# start of Items
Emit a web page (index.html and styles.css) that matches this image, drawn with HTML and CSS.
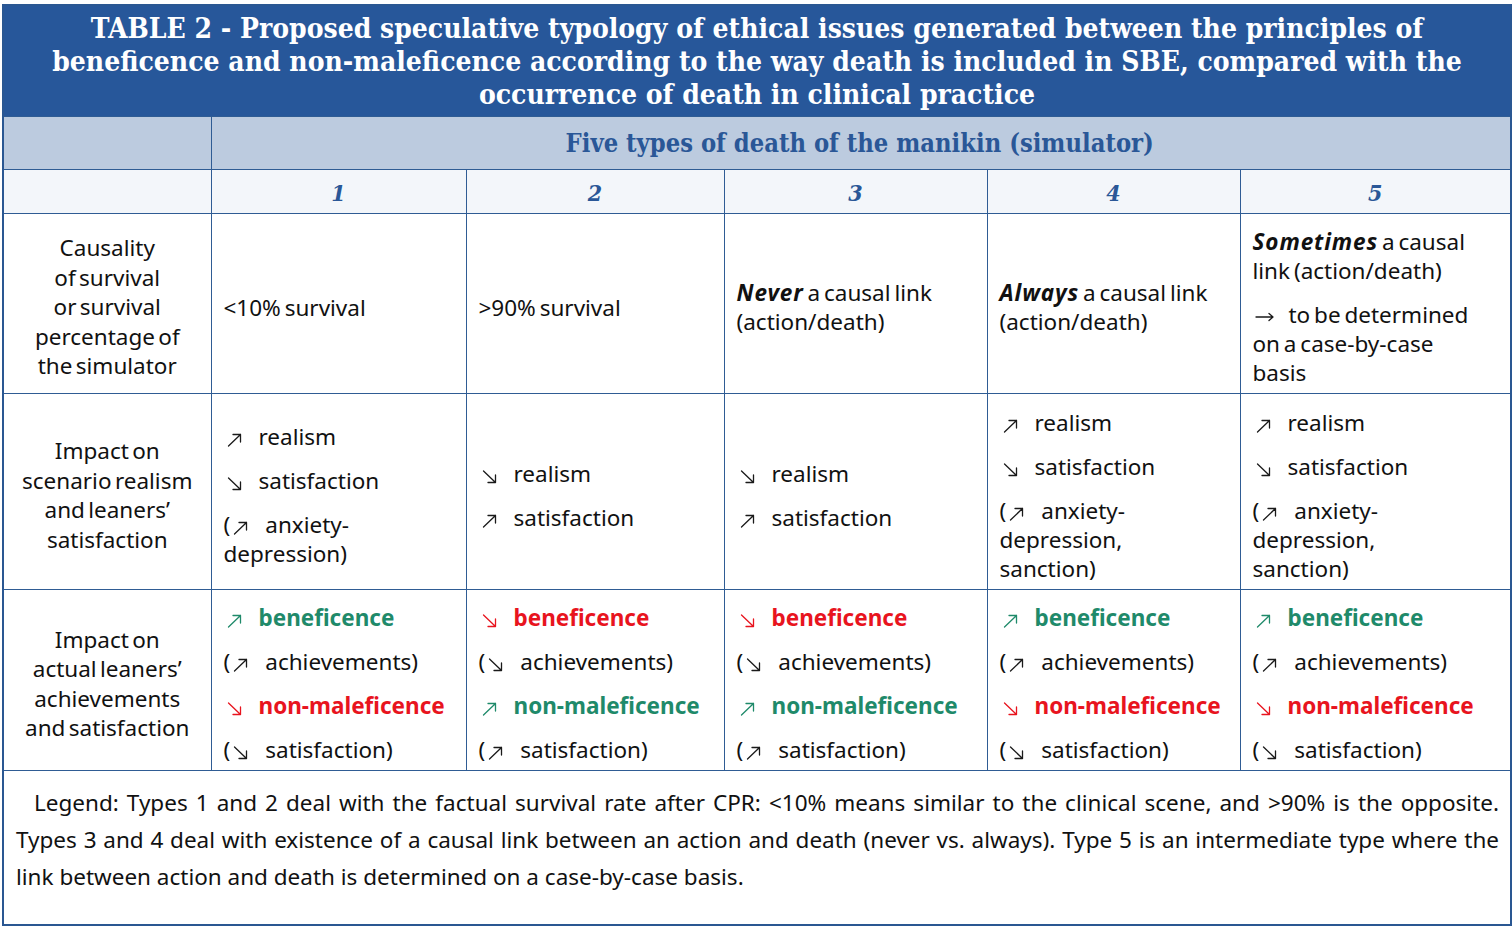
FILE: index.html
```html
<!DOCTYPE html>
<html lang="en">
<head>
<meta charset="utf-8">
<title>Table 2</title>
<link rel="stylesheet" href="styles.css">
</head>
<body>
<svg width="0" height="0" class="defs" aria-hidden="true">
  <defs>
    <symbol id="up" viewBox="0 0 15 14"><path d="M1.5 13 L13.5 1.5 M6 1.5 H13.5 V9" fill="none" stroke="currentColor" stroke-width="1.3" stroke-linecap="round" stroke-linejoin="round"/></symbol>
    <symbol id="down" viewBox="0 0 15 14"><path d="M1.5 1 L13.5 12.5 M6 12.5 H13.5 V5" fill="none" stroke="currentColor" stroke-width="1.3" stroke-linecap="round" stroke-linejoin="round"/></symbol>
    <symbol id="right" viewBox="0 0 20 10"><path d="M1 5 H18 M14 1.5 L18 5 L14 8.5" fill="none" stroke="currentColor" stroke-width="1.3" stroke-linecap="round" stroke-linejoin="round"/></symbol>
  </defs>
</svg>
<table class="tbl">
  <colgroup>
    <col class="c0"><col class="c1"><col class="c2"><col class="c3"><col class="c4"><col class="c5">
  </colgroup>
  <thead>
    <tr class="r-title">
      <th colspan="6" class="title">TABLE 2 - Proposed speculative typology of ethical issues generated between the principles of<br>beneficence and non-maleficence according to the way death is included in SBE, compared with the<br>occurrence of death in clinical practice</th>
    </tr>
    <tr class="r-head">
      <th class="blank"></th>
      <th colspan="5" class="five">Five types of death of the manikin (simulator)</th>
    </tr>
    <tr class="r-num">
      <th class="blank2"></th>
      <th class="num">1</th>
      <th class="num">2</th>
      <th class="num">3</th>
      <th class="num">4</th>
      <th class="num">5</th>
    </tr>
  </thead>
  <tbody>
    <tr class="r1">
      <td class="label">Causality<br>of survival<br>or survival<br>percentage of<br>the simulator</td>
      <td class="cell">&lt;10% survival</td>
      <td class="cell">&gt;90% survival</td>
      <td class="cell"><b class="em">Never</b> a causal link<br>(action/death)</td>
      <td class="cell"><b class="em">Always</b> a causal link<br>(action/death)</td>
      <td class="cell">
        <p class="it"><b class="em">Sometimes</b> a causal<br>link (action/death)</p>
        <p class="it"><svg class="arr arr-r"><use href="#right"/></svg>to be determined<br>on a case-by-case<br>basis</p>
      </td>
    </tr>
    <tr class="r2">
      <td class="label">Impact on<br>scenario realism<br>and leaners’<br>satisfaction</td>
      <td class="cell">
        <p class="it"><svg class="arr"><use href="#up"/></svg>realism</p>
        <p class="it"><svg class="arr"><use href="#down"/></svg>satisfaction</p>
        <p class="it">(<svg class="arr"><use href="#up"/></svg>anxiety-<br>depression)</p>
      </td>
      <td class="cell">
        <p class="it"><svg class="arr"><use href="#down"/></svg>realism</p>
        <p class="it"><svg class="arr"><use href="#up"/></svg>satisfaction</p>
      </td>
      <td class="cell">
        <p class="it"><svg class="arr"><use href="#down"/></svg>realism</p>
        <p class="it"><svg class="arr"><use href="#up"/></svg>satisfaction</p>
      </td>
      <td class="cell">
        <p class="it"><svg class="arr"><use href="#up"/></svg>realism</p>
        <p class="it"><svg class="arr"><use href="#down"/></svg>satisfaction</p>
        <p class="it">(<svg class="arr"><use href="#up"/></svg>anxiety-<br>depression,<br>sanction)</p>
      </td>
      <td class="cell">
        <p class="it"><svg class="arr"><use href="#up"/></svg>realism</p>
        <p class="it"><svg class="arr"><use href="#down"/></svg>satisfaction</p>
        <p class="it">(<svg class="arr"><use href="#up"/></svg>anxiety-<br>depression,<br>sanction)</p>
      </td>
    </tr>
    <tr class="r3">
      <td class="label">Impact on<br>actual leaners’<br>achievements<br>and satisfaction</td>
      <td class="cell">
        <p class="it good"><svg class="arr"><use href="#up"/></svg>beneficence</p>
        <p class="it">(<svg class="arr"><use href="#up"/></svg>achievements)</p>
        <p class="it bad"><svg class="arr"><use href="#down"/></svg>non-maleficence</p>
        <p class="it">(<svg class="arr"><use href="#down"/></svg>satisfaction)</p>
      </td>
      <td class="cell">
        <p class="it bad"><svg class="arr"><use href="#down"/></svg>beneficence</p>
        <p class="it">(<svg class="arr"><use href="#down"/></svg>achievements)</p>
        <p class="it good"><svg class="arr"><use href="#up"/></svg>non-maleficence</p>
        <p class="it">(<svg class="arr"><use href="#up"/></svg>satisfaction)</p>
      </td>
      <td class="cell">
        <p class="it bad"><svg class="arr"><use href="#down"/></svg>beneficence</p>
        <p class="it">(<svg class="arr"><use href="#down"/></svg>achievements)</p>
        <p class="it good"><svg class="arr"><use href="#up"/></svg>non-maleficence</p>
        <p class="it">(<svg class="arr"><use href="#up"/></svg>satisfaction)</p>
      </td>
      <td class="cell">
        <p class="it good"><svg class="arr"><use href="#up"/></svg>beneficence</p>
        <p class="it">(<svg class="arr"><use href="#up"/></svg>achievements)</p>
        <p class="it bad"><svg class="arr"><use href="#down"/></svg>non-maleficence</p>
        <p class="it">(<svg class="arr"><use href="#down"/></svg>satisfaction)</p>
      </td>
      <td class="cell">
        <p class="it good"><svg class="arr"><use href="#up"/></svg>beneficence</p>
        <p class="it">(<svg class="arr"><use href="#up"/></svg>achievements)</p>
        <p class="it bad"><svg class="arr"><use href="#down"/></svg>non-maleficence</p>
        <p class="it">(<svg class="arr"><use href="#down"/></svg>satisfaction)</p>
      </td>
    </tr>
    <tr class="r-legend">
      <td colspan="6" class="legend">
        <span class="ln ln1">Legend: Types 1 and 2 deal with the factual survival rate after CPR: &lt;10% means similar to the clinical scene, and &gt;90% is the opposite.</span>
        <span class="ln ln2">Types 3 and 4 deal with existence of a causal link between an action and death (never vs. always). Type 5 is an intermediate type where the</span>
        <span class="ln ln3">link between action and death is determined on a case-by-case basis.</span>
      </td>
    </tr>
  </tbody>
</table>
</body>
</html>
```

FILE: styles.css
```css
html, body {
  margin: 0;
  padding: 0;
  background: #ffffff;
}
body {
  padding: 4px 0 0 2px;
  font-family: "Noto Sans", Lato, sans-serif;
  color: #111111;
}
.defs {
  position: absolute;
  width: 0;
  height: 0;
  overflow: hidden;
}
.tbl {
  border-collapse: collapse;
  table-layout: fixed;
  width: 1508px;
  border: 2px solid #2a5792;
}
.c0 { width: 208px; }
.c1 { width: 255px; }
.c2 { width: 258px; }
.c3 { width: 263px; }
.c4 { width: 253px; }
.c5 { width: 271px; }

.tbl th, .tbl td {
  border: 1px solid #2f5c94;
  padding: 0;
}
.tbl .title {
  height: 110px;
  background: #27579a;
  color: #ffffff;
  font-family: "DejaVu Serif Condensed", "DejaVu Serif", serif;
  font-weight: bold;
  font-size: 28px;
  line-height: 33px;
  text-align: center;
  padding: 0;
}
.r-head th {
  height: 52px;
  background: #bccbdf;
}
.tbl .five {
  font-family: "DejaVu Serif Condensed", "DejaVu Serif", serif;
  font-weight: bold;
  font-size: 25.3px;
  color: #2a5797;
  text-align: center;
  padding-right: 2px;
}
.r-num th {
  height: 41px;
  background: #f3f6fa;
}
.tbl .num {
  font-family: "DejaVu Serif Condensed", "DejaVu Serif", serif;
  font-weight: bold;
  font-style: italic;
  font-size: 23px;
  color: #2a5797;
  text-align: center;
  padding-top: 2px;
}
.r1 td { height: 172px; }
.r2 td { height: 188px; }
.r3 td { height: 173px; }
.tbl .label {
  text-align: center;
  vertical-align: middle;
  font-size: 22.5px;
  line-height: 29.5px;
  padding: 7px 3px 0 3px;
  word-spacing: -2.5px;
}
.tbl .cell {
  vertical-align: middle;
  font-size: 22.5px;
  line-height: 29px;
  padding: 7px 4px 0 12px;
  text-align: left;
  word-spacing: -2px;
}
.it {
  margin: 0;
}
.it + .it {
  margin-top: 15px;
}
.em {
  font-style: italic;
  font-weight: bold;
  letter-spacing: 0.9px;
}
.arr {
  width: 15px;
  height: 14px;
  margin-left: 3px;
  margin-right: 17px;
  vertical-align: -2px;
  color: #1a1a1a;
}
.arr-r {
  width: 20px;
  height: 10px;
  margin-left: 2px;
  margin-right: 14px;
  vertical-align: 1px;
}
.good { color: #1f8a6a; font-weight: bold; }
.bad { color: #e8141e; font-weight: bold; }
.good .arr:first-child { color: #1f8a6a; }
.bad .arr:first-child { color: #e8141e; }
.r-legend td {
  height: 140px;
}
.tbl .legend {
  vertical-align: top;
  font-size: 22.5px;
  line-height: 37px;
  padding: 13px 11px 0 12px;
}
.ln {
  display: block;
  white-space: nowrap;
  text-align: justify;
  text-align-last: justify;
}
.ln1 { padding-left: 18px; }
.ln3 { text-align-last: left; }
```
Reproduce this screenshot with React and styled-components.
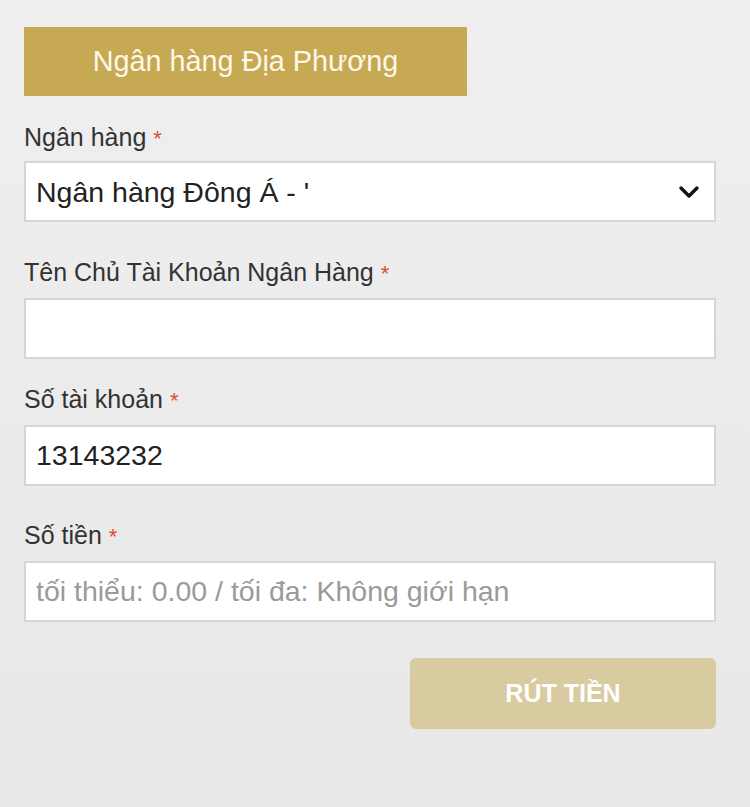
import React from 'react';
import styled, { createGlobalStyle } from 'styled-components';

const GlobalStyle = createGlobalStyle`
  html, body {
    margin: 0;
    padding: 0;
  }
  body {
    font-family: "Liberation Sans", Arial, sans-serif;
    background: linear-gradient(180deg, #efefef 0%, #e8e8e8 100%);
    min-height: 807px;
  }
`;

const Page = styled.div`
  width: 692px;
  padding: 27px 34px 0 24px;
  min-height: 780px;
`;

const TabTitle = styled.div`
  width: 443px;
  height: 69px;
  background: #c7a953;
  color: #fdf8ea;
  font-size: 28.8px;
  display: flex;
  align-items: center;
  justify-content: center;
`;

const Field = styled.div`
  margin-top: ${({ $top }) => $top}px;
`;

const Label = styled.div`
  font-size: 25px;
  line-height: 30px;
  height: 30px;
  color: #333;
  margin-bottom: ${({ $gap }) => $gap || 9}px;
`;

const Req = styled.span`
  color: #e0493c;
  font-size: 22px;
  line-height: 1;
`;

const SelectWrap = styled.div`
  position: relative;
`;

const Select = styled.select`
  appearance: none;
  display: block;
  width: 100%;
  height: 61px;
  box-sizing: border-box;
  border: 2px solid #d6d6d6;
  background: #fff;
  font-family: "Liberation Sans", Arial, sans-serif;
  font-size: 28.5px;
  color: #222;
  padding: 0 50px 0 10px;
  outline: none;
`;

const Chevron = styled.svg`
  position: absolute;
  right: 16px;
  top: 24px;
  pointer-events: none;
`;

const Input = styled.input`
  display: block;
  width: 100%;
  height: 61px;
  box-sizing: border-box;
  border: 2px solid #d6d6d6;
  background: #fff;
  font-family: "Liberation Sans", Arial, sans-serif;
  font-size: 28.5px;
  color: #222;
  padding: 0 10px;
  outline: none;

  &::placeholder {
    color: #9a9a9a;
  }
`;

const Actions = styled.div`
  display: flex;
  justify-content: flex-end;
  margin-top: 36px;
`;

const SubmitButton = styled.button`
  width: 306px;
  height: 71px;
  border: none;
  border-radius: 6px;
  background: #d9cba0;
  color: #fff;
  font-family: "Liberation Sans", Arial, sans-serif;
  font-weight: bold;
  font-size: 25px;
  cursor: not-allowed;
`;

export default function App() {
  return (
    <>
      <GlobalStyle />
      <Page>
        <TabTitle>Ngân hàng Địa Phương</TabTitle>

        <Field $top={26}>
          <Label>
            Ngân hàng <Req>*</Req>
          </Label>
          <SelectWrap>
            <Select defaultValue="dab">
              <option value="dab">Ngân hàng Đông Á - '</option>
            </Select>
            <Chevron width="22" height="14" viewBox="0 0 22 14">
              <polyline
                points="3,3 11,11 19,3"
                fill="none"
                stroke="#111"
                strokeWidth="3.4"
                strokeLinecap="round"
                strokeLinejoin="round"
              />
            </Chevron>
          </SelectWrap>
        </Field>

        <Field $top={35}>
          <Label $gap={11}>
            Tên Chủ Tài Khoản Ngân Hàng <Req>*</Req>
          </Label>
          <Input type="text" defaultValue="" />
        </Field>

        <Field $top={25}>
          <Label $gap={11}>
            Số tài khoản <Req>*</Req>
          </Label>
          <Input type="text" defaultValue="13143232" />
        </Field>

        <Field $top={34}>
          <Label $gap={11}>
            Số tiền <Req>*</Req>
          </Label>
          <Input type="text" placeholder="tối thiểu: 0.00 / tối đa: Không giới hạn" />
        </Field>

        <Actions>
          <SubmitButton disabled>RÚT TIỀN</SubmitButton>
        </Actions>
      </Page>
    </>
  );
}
# end of Items
→ Directions for this task: Find all lines where the word "styles" appears. Copy them.

→ Reply:
Emit a web page (index.html and styles.css) that matches this image, drawn with HTML and CSS.
<link rel="stylesheet" href="styles.css">
FILE: styles.css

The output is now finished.